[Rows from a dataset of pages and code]
---+---

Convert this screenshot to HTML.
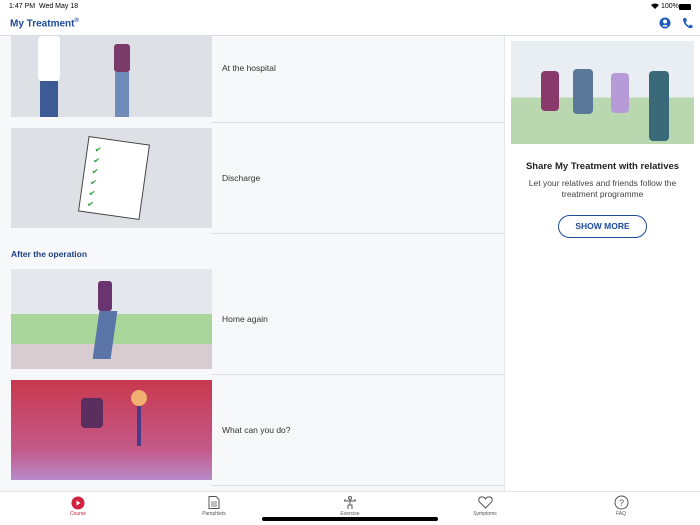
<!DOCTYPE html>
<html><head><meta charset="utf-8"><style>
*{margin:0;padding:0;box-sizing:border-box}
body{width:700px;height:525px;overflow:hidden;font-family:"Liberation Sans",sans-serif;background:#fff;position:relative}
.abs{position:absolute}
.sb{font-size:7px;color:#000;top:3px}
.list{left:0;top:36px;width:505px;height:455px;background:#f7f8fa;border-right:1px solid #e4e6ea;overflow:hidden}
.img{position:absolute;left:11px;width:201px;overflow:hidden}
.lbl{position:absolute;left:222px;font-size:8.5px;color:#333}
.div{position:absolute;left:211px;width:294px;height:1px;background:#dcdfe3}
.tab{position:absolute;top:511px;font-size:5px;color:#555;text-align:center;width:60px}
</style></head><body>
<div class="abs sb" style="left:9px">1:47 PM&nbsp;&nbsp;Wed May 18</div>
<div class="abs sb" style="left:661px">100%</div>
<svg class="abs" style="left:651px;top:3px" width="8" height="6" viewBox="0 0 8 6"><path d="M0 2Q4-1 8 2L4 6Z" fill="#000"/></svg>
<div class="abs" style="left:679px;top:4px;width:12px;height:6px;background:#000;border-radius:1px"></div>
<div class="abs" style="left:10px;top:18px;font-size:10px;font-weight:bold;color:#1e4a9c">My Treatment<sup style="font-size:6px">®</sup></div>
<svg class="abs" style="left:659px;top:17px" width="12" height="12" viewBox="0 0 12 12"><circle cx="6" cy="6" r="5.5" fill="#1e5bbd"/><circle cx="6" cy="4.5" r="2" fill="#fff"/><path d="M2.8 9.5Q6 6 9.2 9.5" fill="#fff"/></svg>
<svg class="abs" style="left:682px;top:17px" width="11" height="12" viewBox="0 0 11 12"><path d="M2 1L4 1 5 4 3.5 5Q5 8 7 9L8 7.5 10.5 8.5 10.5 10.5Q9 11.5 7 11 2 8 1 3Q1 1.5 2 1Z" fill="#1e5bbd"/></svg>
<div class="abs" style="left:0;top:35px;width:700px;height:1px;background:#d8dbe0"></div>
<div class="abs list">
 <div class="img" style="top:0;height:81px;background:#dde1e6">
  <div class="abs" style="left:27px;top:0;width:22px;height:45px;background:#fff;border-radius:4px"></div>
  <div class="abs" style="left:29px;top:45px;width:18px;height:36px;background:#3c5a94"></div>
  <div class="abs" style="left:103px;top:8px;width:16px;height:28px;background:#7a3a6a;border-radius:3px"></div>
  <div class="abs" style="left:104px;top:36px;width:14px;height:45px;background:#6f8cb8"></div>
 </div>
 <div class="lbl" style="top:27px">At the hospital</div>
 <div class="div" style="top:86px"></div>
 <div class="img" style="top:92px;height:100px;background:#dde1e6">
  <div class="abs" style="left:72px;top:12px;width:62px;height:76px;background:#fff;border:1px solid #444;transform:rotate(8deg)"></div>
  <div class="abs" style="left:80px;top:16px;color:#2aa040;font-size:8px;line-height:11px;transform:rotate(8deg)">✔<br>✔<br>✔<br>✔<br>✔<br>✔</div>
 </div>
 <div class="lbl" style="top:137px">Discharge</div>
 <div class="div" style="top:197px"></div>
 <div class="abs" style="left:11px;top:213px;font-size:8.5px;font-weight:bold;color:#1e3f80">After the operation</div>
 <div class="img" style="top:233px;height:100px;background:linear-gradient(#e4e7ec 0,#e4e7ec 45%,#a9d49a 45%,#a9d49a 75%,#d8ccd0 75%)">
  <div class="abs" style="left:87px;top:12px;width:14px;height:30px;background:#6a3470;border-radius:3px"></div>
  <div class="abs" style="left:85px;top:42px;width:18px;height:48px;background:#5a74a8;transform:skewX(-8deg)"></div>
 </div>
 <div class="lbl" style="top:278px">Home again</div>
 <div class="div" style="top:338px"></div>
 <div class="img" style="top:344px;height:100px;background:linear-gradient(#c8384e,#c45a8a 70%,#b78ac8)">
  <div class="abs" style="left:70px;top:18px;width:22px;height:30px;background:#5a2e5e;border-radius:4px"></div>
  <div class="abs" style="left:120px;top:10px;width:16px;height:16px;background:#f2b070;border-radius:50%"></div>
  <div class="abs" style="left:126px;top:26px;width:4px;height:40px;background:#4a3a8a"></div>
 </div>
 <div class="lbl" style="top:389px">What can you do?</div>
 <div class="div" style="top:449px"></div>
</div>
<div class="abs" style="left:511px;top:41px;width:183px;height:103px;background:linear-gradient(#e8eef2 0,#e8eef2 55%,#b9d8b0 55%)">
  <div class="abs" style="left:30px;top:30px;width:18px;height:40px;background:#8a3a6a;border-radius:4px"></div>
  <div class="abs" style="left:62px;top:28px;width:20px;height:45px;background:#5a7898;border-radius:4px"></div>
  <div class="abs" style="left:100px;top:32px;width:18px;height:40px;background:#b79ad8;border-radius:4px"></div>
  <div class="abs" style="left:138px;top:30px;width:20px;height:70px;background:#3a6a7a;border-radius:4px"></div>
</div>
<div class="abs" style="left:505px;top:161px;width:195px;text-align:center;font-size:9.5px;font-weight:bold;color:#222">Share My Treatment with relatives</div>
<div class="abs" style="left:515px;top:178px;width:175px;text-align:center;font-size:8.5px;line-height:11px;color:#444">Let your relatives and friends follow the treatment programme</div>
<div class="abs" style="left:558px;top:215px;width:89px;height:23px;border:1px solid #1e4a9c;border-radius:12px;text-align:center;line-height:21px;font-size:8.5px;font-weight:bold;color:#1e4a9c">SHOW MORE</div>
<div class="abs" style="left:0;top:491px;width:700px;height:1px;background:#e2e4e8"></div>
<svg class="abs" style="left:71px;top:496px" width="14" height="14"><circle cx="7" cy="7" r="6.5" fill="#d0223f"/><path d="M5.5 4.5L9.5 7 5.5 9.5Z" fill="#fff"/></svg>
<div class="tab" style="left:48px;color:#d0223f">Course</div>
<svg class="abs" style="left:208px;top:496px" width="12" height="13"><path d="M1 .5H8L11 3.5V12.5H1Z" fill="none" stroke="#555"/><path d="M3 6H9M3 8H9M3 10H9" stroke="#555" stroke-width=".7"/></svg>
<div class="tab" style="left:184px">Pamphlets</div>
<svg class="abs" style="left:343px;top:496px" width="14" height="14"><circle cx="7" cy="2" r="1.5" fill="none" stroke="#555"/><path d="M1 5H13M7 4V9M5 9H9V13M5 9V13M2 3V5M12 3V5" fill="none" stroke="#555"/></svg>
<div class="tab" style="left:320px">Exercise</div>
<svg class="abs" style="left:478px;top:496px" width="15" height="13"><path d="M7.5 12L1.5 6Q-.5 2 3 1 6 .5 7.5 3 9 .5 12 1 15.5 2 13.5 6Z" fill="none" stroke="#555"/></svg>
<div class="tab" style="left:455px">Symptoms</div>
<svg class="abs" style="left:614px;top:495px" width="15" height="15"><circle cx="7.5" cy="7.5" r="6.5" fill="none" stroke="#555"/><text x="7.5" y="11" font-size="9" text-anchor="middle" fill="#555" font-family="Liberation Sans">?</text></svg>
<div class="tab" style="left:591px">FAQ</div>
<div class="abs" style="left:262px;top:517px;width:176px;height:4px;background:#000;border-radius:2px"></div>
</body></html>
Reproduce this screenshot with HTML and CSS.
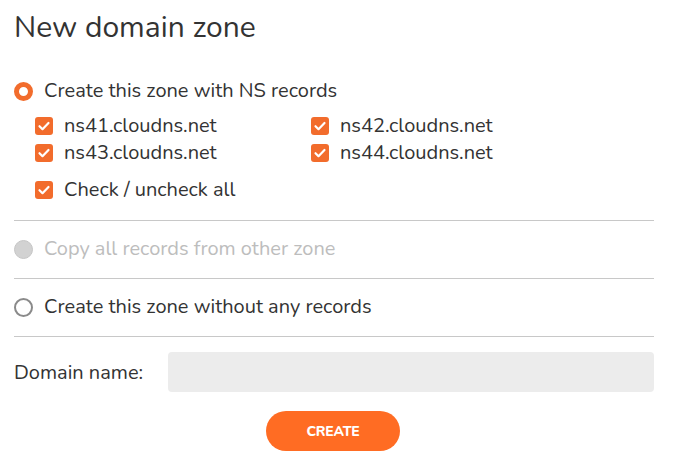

---+---

▶ WHAT IS ASKED
Using the listing above, list every line in which the string "with" occurs.

▶ RESULT FOR THIS EXERCISE
<div class="abs" style="left:505px;top:161px;width:195px;text-align:center;font-size:9.5px;font-weight:bold;color:#222">Share My Treatment with relatives</div>
Reproduce this screenshot with HTML and CSS.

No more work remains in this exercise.